Radio Pioneer Reginald Fessenden

A Canadian discovers how to transmit music and voice over the airwaves.

Written by Danielle Conolly

Posted March 13, 2018

Many scientists were able to transmit radio signals over distances at the turn of the twentieth century, including Italy’s Gugliermo Marconi, who is renowned for his transatlantic telegraph transmissions to and from Canada’s East Coast. But it was Canadian Reginald Fessenden who developed the ability to transmit sounds like voices and music via radio waves.

Born in 1866 in East Bolton, Quebec, Fessenden was a gifted math student. He taught younger students while studying at Bishop’s University in Sherbrooke as a teenager, but left university without a degree at age eighteen. Two years later, he went to America and worked for his idol, Thomas Edison.

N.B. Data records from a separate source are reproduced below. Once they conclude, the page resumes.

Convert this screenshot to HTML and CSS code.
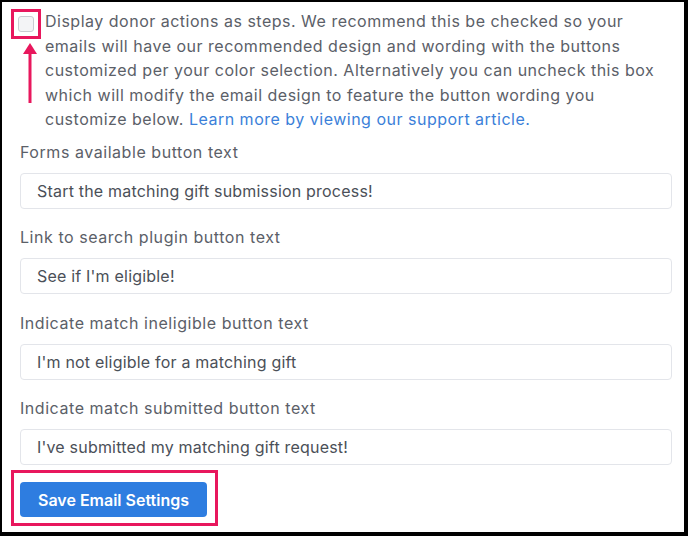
FILE: index.html
```html
<!DOCTYPE html>
<html>
<head>
<meta charset="utf-8">
<link rel="stylesheet" href="styles.css">
</head>
<body>
<div class="frame">
  <div class="intro">
    <div class="check-mark">
      <span class="checkbox"></span>
    </div>
    <p class="intro-text">Display donor actions as steps. We recommend this be checked so your emails will have our recommended design and wording with the buttons customized per your color selection. Alternatively you can uncheck this box which will modify the email design to feature the button wording you customize below. <a class="link" href="#">Learn more by viewing our support article.</a></p>
    <svg class="arrow" width="16" height="62" viewBox="0 0 16 62">
      <polygon points="8,0 1,11 15,11" fill="#e8175d"/>
      <line x1="8" y1="8" x2="8" y2="60" stroke="#e8175d" stroke-width="3"/>
    </svg>
  </div>
  <div class="fields">
    <div class="field">
      <label class="label">Forms available button text</label>
      <div class="input">Start the matching gift submission process!</div>
    </div>
    <div class="field">
      <label class="label">Link to search plugin button text</label>
      <div class="input">See if I'm eligible!</div>
    </div>
    <div class="field">
      <label class="label">Indicate match ineligible button text</label>
      <div class="input">I'm not eligible for a matching gift</div>
    </div>
    <div class="field">
      <label class="label">Indicate match submitted button text</label>
      <div class="input">I've submitted my matching gift request!</div>
    </div>
  </div>
  <div class="save-mark">
    <button class="save">Save Email Settings</button>
  </div>
</div>
</body>
</html>
```
FILE: styles.css
```css
html, body {
  margin: 0;
  padding: 0;
  background: #fff;
}
.frame {
  width: 688px;
  height: 536px;
  box-sizing: border-box;
  border-style: solid;
  border-color: #000;
  border-width: 2px 4px 4px 2px;
  background: #fff;
  padding: 7px 12px 0 9px;
  font-family: Inter, "Noto Sans", sans-serif;
  color: #5b6068;
  font-size: 16px;
  position: relative;
}
.intro {
  display: flex;
  align-items: flex-start;
  position: relative;
}
.check-mark {
  border: 3px solid #e8175d;
  padding: 4px;
  width: 16px;
  height: 16px;
  flex: none;
}
.checkbox {
  display: block;
  width: 14px;
  height: 14px;
  border: 1px solid #c9ccd1;
  border-radius: 3px;
  background: #f3f4f6;
}
.intro-text {
  margin: 0 0 0 4px;
  max-width: 625px;
  line-height: 24.5px;
  letter-spacing: 0.5px;
}
.link {
  color: #3b7fd9;
  text-decoration: none;
}
.arrow {
  position: absolute;
  left: 11px;
  top: 34px;
}
.fields {
  margin-top: 8px;
  padding-left: 9px;
  display: flex;
  flex-direction: column;
  gap: 16.5px;
}
.field {
  display: flex;
  flex-direction: column;
}
.label {
  line-height: 24px;
  margin-bottom: 9px;
  letter-spacing: 0.55px;
}
.input {
  height: 36px;
  box-sizing: border-box;
  border: 1px solid #e3e5ea;
  border-radius: 4px;
  padding-left: 16px;
  display: flex;
  align-items: center;
  color: #4b5058;
  letter-spacing: 0.2px;
}
.save-mark {
  display: inline-block;
  margin-top: 5px;
  border: 3px solid #e8175d;
  padding: 9px 8px 6px 6px;
}
.save {
  display: block;
  width: 187px;
  height: 35px;
  border: none;
  border-radius: 4px;
  background: #2e7de0;
  color: #fff;
  font-family: Inter, "Noto Sans", sans-serif;
  font-size: 16px;
  font-weight: 600;
  padding: 0;
}
```
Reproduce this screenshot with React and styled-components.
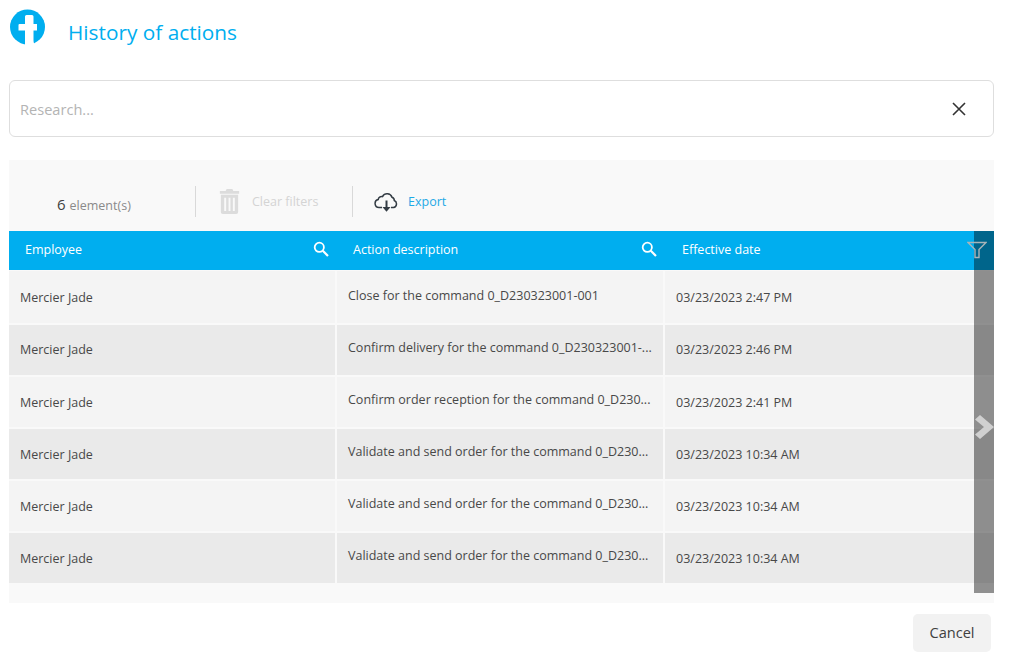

After holding positions with manufacturers and universities, Fessenden secured a contract to help the U.S. Weather Bureau develop a radio system. It was there that he began his advances in receiver design and made what is believed to have been the first audio radio transmission, in 1900.

With help from investors, Fessenden worked in Brant Rock, Massachusetts, to develop the advanced transmitters he used in the first two-way transatlantic radio transmissions and in the first broadcast of music and entertainment — a Christmas Eve concert to ships at sea. Fessenden received numerous awards and hundreds of technology patents before he died in 1932.